Parlons de l’enseignement de l’histoire et de la géographie de la Martinique !
Avec les déboulonnages et destructions récents, on aura jamais autant parlé d’histoire et d’enseignement de l’histoire en Martinique. Entre mythe et réalité, qu’en-est-il réellement ?
D’aussi loin que je me souvienne, j’ai toujours entendu des critiques de l’enseignement de l’histoire de la Martinique. En radio, en TV, sur les réseaux sociaux, des réactions telles que « on ne nous apprend pas notre histoire » sont nombreuses.
Encore récemment lors d’un cénacle organisé sur le rapport entre l’histoire et les mémoires, par la ville de Fort-de-France, une intervenante a voulu démontrer que l’histoire enseignée était incomplète voire fausse.
En tant que professeure agrégée d’histoire-géographie et présidente de l’association Oliwon Lakarayib, j’aimerais faire un point là-dessus.

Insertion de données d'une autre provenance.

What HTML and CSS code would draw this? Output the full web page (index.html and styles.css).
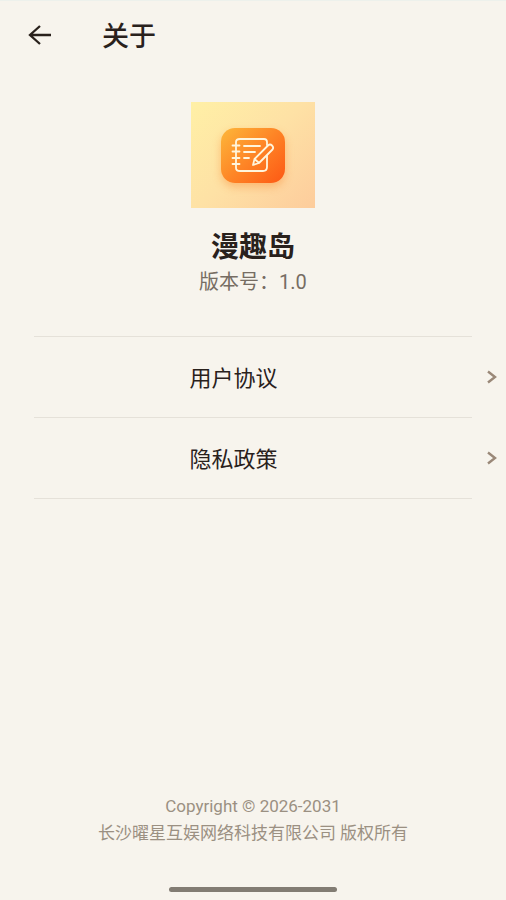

Je rappelle que l’association Oliwon Lakarayib (Autour de la Caraïbe en créole martiniquais) a été créée en Septembre 2019 par des professeur.es d’Histoire et/ou de Géographie pour réaliser une plateforme numérique dédiée à la Caraïbe, et proposant des contenus de vulgarisation pour le grand public, en histoire, géographie, sciences humaines et sociales. La plateforme est disponible ici www.oliwonlakarayib.com et les contenus sont disponibles sur tous les réseaux sociaux.
Je n’ai pas la prétention de m’exprimer au nom de tous les professeur.es d’histoire-géographie de Martinique, j’apporte plutôt l’analyse de professeur.es engagé.es au sein d’une association.
- L’ origine des « adaptations des programmes » :
Pour commencer, mettons le pied dans le plat : « en 2020 on apprend encore « Nos ancêtres les Gaulois » en Martinique. C’est FAUX.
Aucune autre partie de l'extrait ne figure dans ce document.